Document Type


Publication Date


Publication Information

74 Journal of the Patent and Trademark Office Society 406 (1992)


This article attempts to provide a basis upon which to preserve the Federal Circuit's current lawmaking primacy. Given the large body of preexisting literature on Chevron, USA, Inc v. Natural Resources Defense Council, it does not address whether Chevron allocates power between agencies and the courts optimally. Rather, the article examines how the PTO's statutory interpretations should be reviewed under Chevron. In Section I, the article places the examination in context by describing the Chevron decision and its general implications.
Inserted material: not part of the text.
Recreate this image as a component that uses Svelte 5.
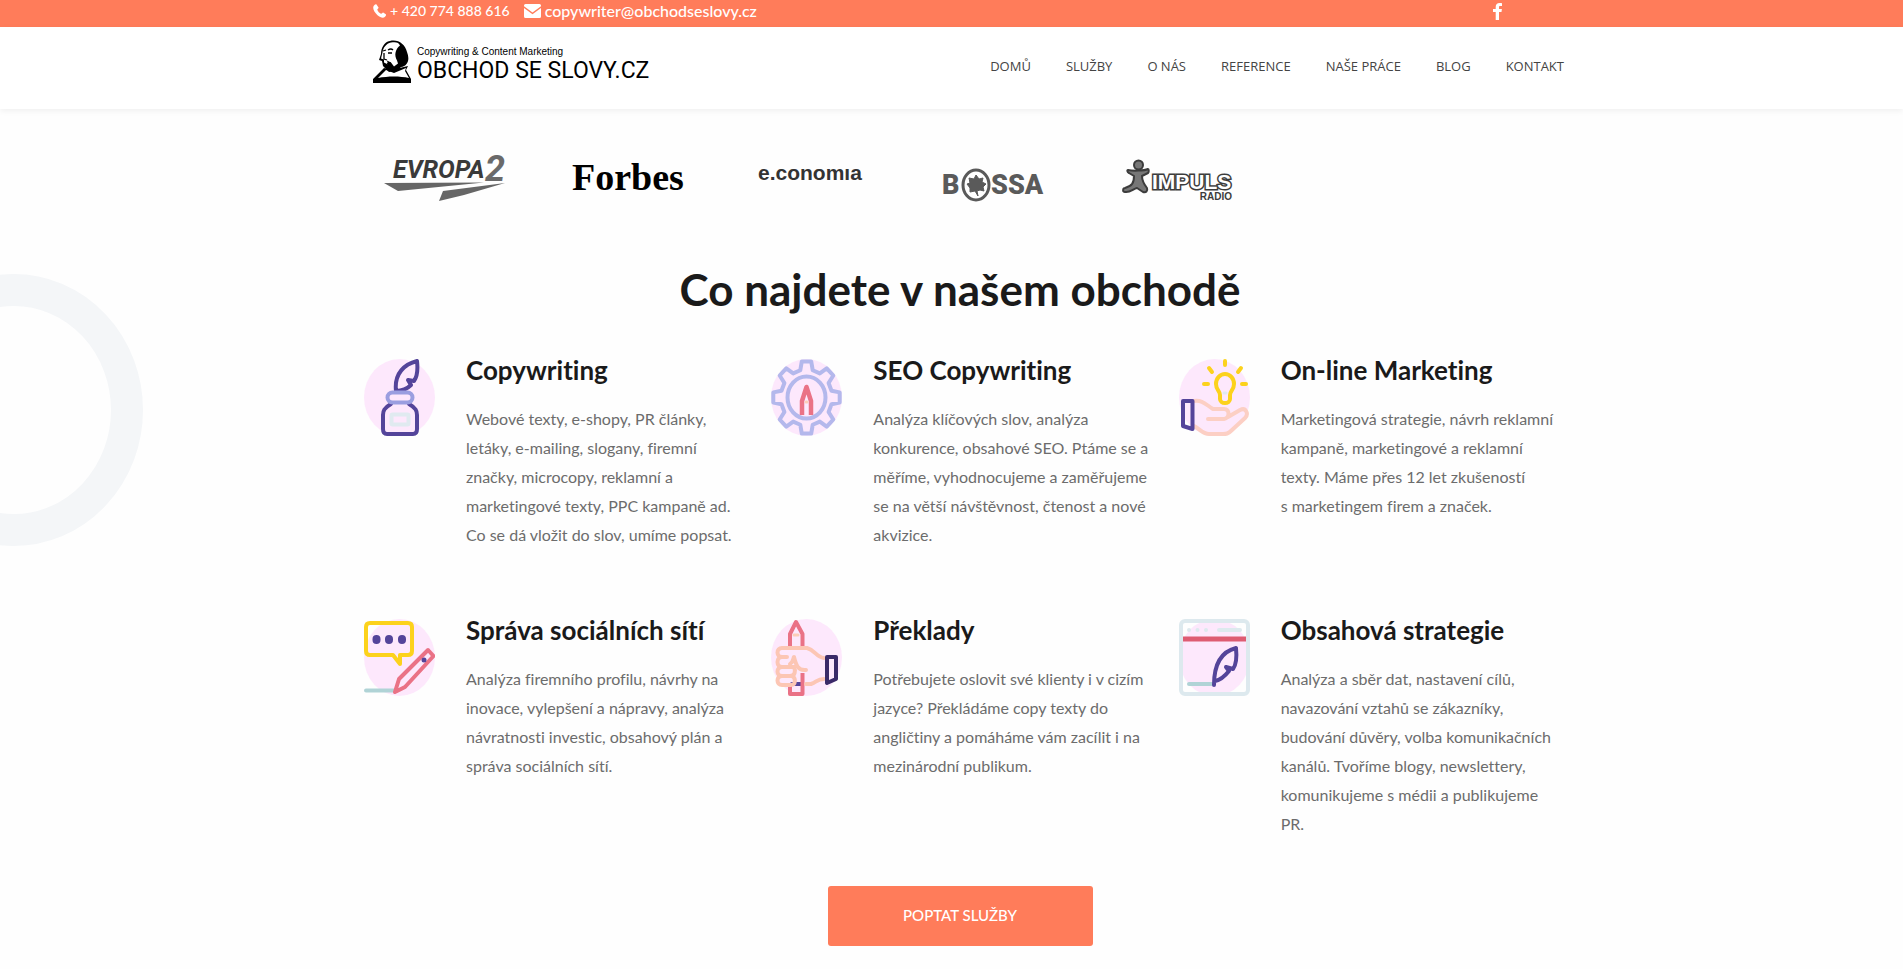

Section II of the article examines how Chevron should be applied specifically in the context of reviewing statutory interpretations of the PTO. The article observes that the Federal Circuit has so far avoided deferring to the PTO by emphasizing Congress' intent as a limitation on the PTO's lawmaking power. Under Chevron, however, Congress' intent governs only where Congress has expressed itself clearly on the precise question at issue. The article argues that the PTO is outside the class of Federal agencies to whose statutory interpretations the judiciary owes deference. The PTO performs few of the traditional functions of Federal agencies. It is, in fact, structurally isolated from so much of the patent system that the assumptions of agency expertise responsible for Chevron are inapplicable. There is also evidence that Congress has affirmatively decided to give lawmaking power in the patent field to the courts and not the PTO. As a result, the article concludes, the courts need not defer to the PTO's statutory interpretations even in those situations where the statutory language is ambiguous.